John Eliot Gardiner’s remarkable Bach Cantata Pilgrimage during the anniversary year of 2000 was in a sense leisurely—a year-long feast of cantatas—and yet also quick-paced, with each week requiring the performance of several new works in different venues. As if to underscore the characteristic slowness of pilgrimages, however, the pace of the release of the live recordings from the Pilgrimage has been unhurried—the complete run of twenty-seven volumes has taken a decade, only completed in 2010. Thus, years after the event, we still have the pleasant discovery of new offerings, as in the 2010 release of the cantatas for the Twentieth and Twenty-first Sundays after Trinity (vol. 11).
With a decade’s worth of recordings at hand, by this time it comes as no surprise that there is little to surprise, except perhaps that the ensemble was able to maintain such high quality throughout the run. In this present volume, the characteristic touches are amply present: an often high-energy exuberance, remarkable stylistic fluency, an impressive command of 18th century performance idioms, and a rich sound palette. Whatever languages they may have encountered on their geographical pilgrimage, it is clear that the language of Bach is one they speak with the natural ease of a mother tongue.
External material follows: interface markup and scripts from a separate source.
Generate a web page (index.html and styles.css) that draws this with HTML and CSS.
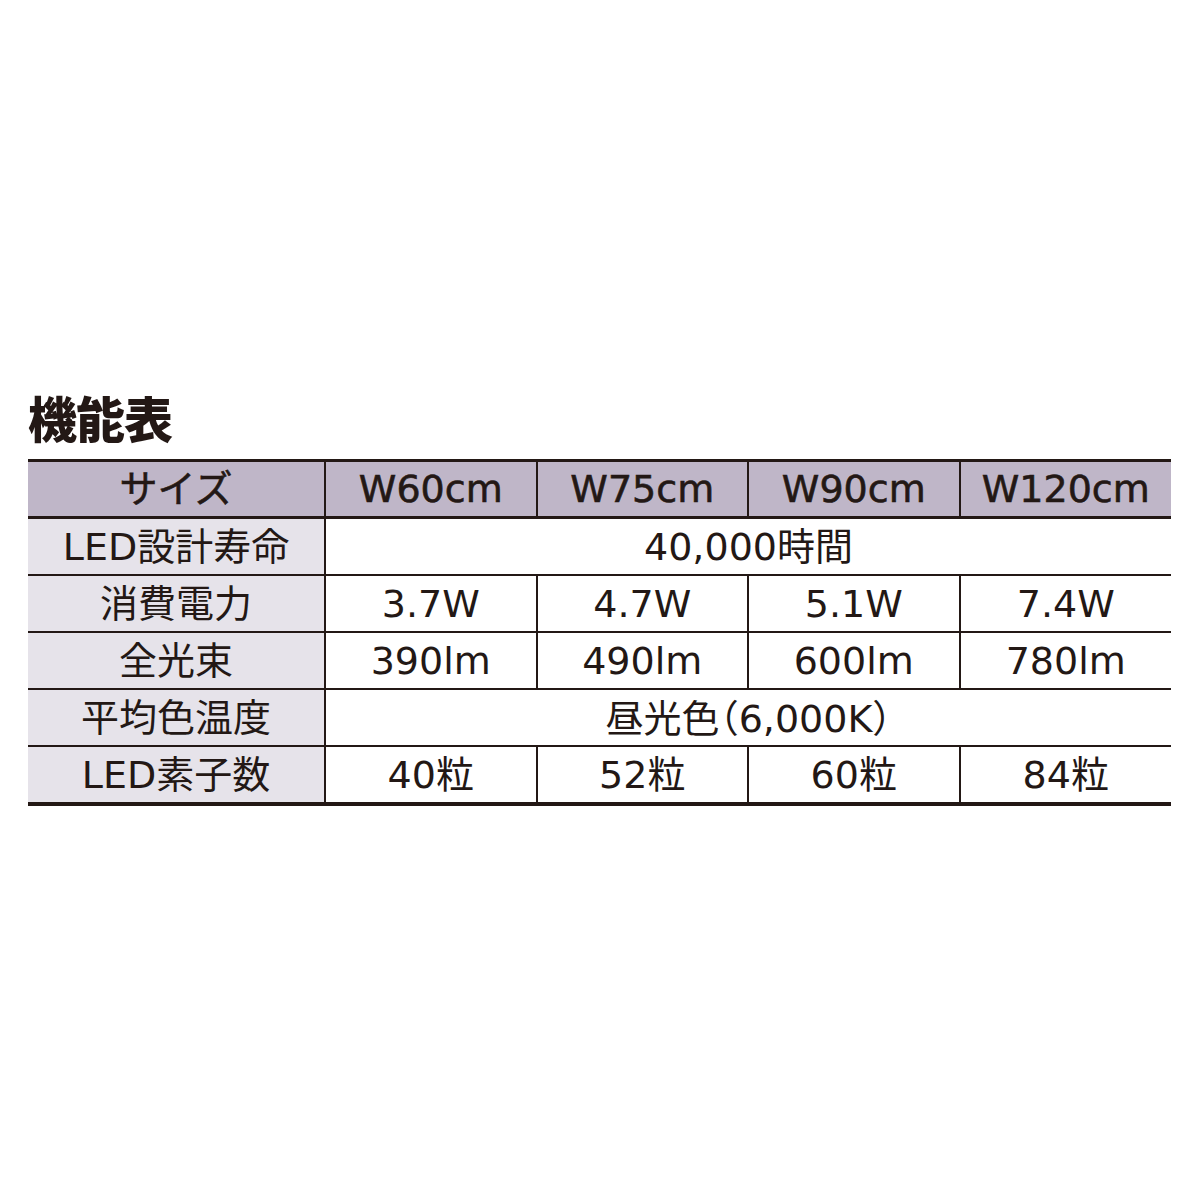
FILE: index.html
```html
<!DOCTYPE html>
<html lang="ja">
<head>
<meta charset="utf-8">
<link rel="stylesheet" href="styles.css">
</head>
<body>
<div class="page">
  <h1 class="title">機能表</h1>
  <table class="spec">
    <colgroup>
      <col class="c-label">
      <col class="c-val">
      <col class="c-val">
      <col class="c-val">
      <col class="c-val">
    </colgroup>
    <thead>
      <tr>
        <th>サイズ</th>
        <th>W60cm</th>
        <th>W75cm</th>
        <th>W90cm</th>
        <th>W120cm</th>
      </tr>
    </thead>
    <tbody>
      <tr>
        <th>LED設計寿命</th>
        <td colspan="4">40,000時間</td>
      </tr>
      <tr>
        <th>消費電力</th>
        <td>3.7W</td>
        <td>4.7W</td>
        <td>5.1W</td>
        <td>7.4W</td>
      </tr>
      <tr>
        <th>全光束</th>
        <td>390lm</td>
        <td>490lm</td>
        <td>600lm</td>
        <td>780lm</td>
      </tr>
      <tr>
        <th>平均色温度</th>
        <td colspan="4">昼光色<span class="paren">（</span>6,000K<span class="paren">）</span></td>
      </tr>
      <tr>
        <th>LED素子数</th>
        <td>40粒</td>
        <td>52粒</td>
        <td>60粒</td>
        <td>84粒</td>
      </tr>
    </tbody>
  </table>
</div>
</body>
</html>
```

FILE: styles.css
```css
html, body {
  margin: 0;
  padding: 0;
  background: #ffffff;
}

body {
  width: 1200px;
  height: 1200px;
  color: #231815;
  font-family: "DejaVu Sans", "Noto Sans CJK JP", sans-serif;
}

.page {
  padding: 391px 29px 0 28px;
}

.title {
  margin: 0 0 16px 0;
  font-family: "Noto Sans CJK JP", sans-serif;
  font-weight: 900;
  font-size: 49px;
  line-height: 52px;
  letter-spacing: -1px;
  color: #231815;
}

.spec {
  width: 1143px;
  border-collapse: collapse;
  table-layout: fixed;
  font-size: 38px;
  line-height: 44px;
}

.c-label {
  width: 297px;
}

.c-val {
  width: 211.5px;
}

.spec th,
.spec td {
  padding: 0;
  text-align: center;
  font-weight: 400;
  border: 2px solid #231815;
  white-space: nowrap;
}

.spec tr > :first-child {
  border-left: none;
}

.spec tr > :last-child {
  border-right: none;
}

.spec thead th {
  background: #bfb6c8;
  height: 54px;
  border-top: 3px solid #231815;
  border-bottom: 3px solid #231815;
  -webkit-text-stroke: 0.6px #231815;
}

.spec tbody th {
  background: #e6e3ea;
}

.spec tbody th,
.spec tbody td {
  height: 55px;
}

.spec tbody tr:last-child th,
.spec tbody tr:last-child td {
  border-bottom: 4px solid #231815;
}

.paren {
  font-family: "Noto Sans CJK JP", sans-serif;
  font-feature-settings: "halt" 1;
}
```
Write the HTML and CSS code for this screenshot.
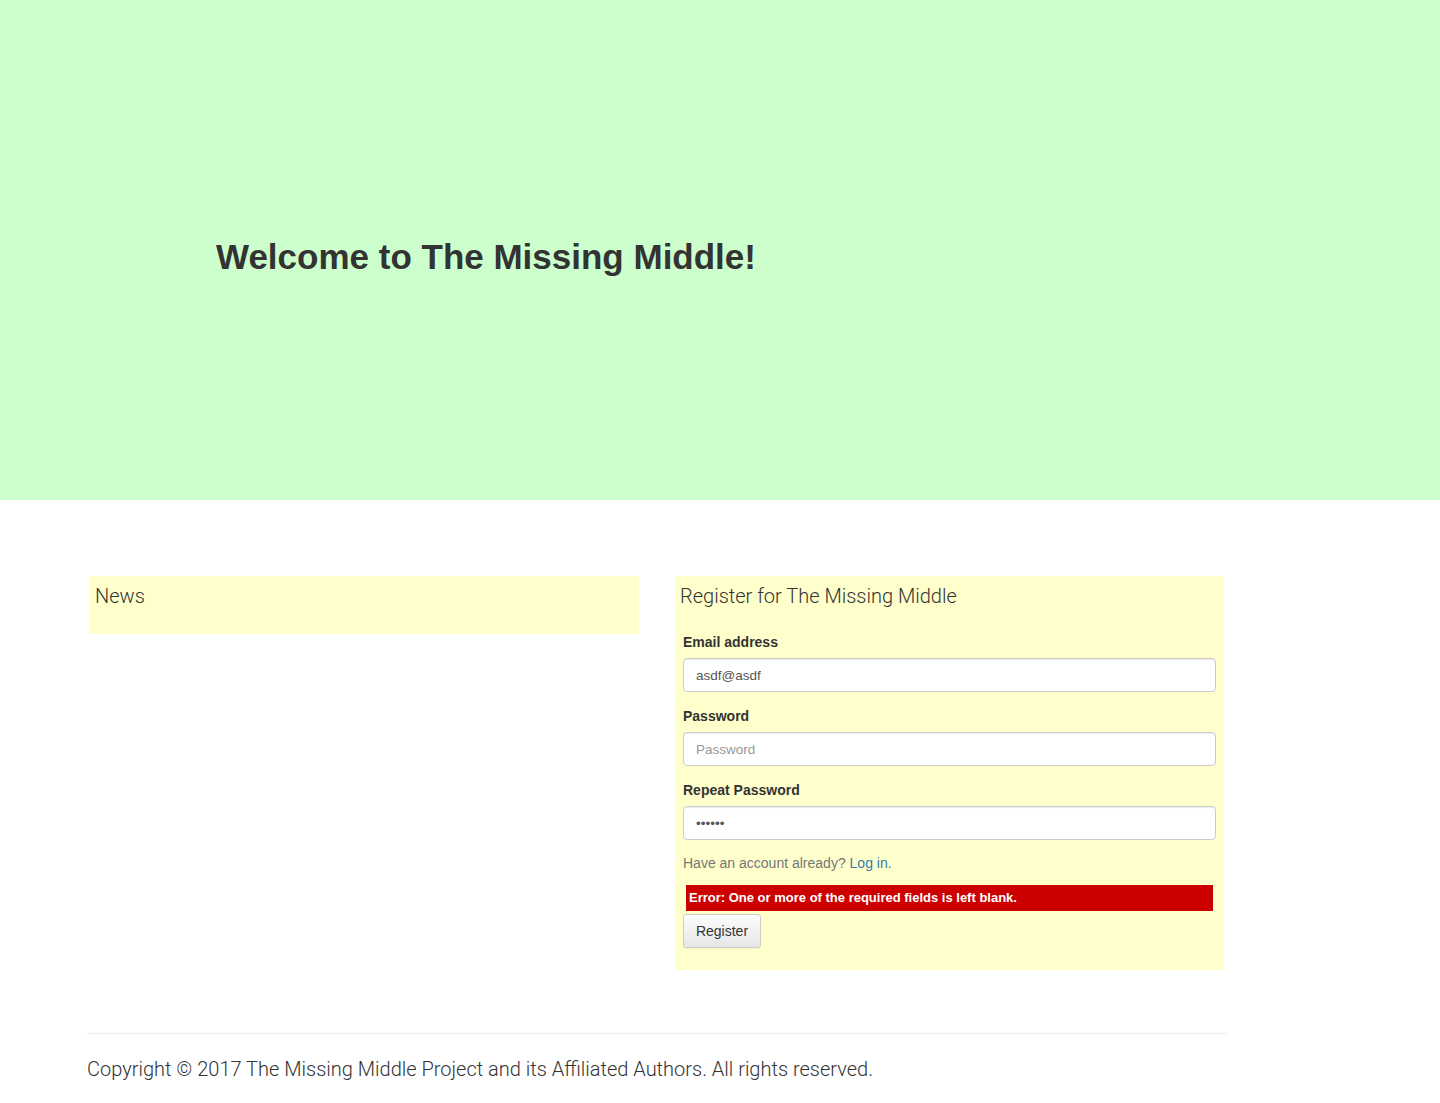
FILE: index.html
```html
<!DOCTYPE html>
<html>
<head>
<meta charset="utf-8">
<title>The Missing Middle</title>
<link rel="stylesheet" href="styles.css">
</head>
<body>
<div class="jumbotron">
  <h1 class="welcome">Welcome to The Missing Middle!</h1>
</div>
<div class="main">
  <div class="panels">
    <section class="panel news">
      <h3 class="panel-title">News</h3>
    </section>
    <section class="panel register">
      <h3 class="panel-title">Register for The Missing Middle</h3>
      <form class="form">
        <div class="group">
          <label class="label">Email address</label>
          <input class="input" type="text" value="asdf@asdf">
        </div>
        <div class="group">
          <label class="label">Password</label>
          <input class="input" type="password" placeholder="Password">
        </div>
        <div class="group">
          <label class="label">Repeat Password</label>
          <input class="input" type="password" value="123456">
        </div>
        <p class="login-note">Have an account already? <a class="link" href="#">Log in</a>.</p>
        <div class="error">Error: One or more of the required fields is left blank.</div>
        <button class="btn" type="button">Register</button>
      </form>
    </section>
  </div>
  <footer class="footer">
    <p class="copyright">Copyright © 2017 The Missing Middle Project and its Affiliated Authors. All rights reserved.</p>
  </footer>
</div>
</body>
</html>
```
FILE: styles.css
```css
html, body {
  margin: 0;
  padding: 0;
  background: #fff;
  font-family: "Liberation Sans", Arial, sans-serif;
  color: #333;
}
.jumbotron {
  background: #ccffcc;
  height: 500px;
  box-sizing: border-box;
  padding-top: 234px;
  padding-left: 216px;
}
.welcome {
  margin: 0;
  font-size: 35px;
  font-weight: bold;
  line-height: 46px;
  color: #333;
}
.main {
  margin-left: 87px;
  width: 1140px;
  padding-top: 76px;
}
.panels {
  display: flex;
  align-items: flex-start;
  gap: 36px;
  margin-left: 3px;
}
.panel {
  width: 549px;
  background: #ffffcc;
  box-sizing: border-box;
}
.news {
  height: 58px;
  padding: 5px 5px 0;
}
.panel-title {
  margin: 0;
  font-family: Roboto, "Liberation Sans", sans-serif;
  font-weight: 300;
  font-size: 20px;
  line-height: 30px;
  color: #333;
}
.register {
  padding: 5px 8px 22px 5px;
}
.form {
  margin-left: 3px;
  padding-top: 21px;
}
.group + .group {
  margin-top: 14px;
}
.label {
  display: block;
  font-size: 14px;
  font-weight: bold;
  line-height: 20px;
  margin-bottom: 6px;
  color: #333;
}
.input {
  display: block;
  width: 100%;
  height: 34px;
  box-sizing: border-box;
  padding: 6px 12px;
  border: 1px solid #ccc;
  border-radius: 4px;
  box-shadow: inset 0 1px 1px rgba(0,0,0,0.075);
  font-family: "Liberation Sans", Arial, sans-serif;
  font-size: 13.5px;
  color: #555;
  background: #fff;
}
.input::placeholder {
  color: #999;
}
.login-note {
  margin: 13px 0 12px;
  font-size: 14px;
  line-height: 20px;
  color: #777;
}
.link {
  color: #337ab7;
  text-decoration: none;
}
.error {
  margin: 0 3px;
  background: #cc0000;
  color: #fff;
  font-size: 13px;
  font-weight: bold;
  line-height: 26px;
  height: 26px;
  padding-left: 3px;
}
.btn {
  display: block;
  margin-top: 3px;
  height: 34px;
  width: 78px;
  padding: 0;
  border: 1px solid #ccc;
  border-radius: 3px;
  background: linear-gradient(#fdfdfd, #e6e6e6);
  font-family: "Liberation Sans", Arial, sans-serif;
  font-size: 14px;
  color: #333;
  box-shadow: 0 1px 1px rgba(0,0,0,0.05);
}
.footer {
  margin-top: 63px;
  border-top: 1px solid #eee;
}
.copyright {
  margin: 22px 0 0;
  font-family: Roboto, "Liberation Sans", sans-serif;
  font-weight: 300;
  font-size: 20px;
  line-height: 26px;
  color: #333;
}
```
The two liturgical days represented here focus on two themes: the parable of the wedding feast (Matthew 22), harnessed as an anticipation of the heavenly banquet in BWV 162, 49, and 180, and Jesus’s healing of the son of a nobleman (John 4), the prompt for musical essays on faith, doubt, and trust in BWV 109, 38, 98, and 188. Some of the cantatas remind of the degree to which the language and the form were conventionalized. “Ach, ich sehe,” BWV 162, for instance, features the kind of musical-word association that was standard, with fluid melodic and rhythmic motion to suggest the “fountain of all mercy” in the soprano aria, “Jesu, Brunnquell aller Gnaden,” or a rollicking bass line and melismatic prolixity to underscore the rejoicing in the alto-tenor duet, “In meinem Gott bin ich erfreut,” sung with admirable tidiness by Sara Mingardo and Christoph Genz. Yet, there is a significant amount of material that also underscores the range of variety and special touches that Bach brought to his sometimes weekly fare. For example, “Ich geh und suche mit Verlangen,” BWV 49, offers love duets between Jesus and the Christian Soul—more familiarly explored in BWV 21—enriched by the orchestrational additions of obligato organ and violoncello piccolo. “Ich glaube, lieber Herr,” BWV 109, offers a stunningly psychological monologue in the tenor recitative “Des Herren Hand,” in which the inner voices of faith and doubt spar one with the other, sung with expressive depth by Paul Agnew. Not all the variety is innovative, of course. The first chorus of “Aus tiefer Not,” BWV 38 is an old-styled motet, though with modern harmony intact.
Most notable among the solo singers are soprano Joanne Lunn, whose clarity and purity of sound is an unalloyed delight, and countertenor William Towers, whose ease in the high range is remarkable, as is the elegance of his contoured phrasing. The ensemble is uniformly in fine form, but perhaps most memorably so in the opening chorus of “Was Gott tut das ist wohlgetan,” BWV 98, where the instrumental playing is particularly refined and the choral sound at its best—admirably clear and free of constraint. Ten years is a long time from recording to release, but, as in the pilgrimage experience, good things are often well worth the wait.